Randy PetwayIn the book world, the shoeboxes are legendary. They are where so many authors’ contracts and other legal instruments often ended up – an ad hoc filing system that worked reliably well, at least in the days before digital.

Rights and permissions staff long struggled with cast-off cartons because they had little choice. Other areas of a publishing house, from editorial to publicity, were devoted to new product and got all the attention and resources. In 2015, though, opportunities to monetize rights and permissions are mushrooming, and they no longer can be managed out of a shoebox.

At the London Book Fair this month, Randy Petway, executive vice president with Publishing Technology, will speak on “Rights on the Money: Are You Fully Monetizing Your IP?” Given the rising pressure to identify new revenue sources, it amounts to a call to action for publishers around the world.

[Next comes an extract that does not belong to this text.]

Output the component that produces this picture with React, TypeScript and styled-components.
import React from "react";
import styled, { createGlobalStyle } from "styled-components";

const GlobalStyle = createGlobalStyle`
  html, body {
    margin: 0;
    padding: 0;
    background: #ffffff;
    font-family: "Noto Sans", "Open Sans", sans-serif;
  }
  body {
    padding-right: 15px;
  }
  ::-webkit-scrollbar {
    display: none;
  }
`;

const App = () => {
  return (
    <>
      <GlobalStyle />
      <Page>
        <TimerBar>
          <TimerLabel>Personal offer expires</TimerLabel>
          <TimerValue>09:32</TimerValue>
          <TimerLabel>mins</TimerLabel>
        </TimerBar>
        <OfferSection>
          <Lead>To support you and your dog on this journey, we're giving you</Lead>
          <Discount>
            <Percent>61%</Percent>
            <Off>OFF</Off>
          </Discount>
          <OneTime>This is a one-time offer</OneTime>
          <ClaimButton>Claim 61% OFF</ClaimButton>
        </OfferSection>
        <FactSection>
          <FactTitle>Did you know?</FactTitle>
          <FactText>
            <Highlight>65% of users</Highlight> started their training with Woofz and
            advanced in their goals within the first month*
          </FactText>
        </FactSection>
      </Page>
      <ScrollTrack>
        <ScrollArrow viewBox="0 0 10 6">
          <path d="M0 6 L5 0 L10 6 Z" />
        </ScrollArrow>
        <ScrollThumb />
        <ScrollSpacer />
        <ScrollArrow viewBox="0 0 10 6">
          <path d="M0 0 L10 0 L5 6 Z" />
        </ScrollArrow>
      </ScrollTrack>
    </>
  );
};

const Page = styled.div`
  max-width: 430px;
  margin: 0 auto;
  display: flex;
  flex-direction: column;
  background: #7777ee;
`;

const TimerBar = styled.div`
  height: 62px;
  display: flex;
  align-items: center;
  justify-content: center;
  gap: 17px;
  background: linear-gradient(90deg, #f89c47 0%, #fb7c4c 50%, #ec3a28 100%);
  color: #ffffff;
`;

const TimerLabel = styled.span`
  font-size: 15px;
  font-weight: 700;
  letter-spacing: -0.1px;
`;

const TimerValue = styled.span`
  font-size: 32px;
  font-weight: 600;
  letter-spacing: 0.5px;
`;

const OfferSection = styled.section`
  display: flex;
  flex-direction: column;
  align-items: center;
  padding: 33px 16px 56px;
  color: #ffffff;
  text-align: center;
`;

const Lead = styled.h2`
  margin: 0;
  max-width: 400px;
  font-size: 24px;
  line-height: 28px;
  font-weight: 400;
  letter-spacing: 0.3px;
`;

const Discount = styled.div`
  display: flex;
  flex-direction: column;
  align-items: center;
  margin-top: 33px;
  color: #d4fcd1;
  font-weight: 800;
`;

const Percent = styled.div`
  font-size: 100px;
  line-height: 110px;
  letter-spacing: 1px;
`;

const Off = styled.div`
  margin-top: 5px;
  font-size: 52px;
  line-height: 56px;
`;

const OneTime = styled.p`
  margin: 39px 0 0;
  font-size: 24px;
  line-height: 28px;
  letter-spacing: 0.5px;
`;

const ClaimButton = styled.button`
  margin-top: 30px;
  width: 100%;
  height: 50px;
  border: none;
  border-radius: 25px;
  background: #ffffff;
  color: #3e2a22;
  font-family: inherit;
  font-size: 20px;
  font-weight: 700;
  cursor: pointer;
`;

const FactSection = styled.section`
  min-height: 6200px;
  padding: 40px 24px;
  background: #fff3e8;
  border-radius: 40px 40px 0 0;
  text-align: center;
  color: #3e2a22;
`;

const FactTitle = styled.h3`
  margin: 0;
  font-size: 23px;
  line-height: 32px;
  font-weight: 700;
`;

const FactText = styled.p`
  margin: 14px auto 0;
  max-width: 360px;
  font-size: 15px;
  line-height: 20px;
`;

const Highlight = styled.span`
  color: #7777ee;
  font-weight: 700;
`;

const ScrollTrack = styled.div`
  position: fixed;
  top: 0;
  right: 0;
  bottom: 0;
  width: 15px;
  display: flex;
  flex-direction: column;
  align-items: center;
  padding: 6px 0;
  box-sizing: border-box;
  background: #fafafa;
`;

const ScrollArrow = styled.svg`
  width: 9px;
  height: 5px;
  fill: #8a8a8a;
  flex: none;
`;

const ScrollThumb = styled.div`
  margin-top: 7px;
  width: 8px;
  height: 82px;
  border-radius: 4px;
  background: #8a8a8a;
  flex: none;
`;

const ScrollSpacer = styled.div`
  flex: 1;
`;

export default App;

“Publishers are being squeezed and, all of a sudden, need to increase revenue sources. Rights are an optimal place to start, but an investment needs to be made in a place where publishers have not traditionally invested,” Petway says.

“Rights and licensing has become a matrix with an impossible number of points to manage,” he tells CCC’s Chris Kenneally. “The rise of digital publishing and subscription models have only expanded the matrix exponentially, offering more ways of licensing, more rules, and more complexity.”

Publishing Technology was formed in 2007 following the merger of Ingenta, VISTA, and Publishers Communication Group. Randy Petway leads the strategic development for the company’s enterprise and digital publishing solutions.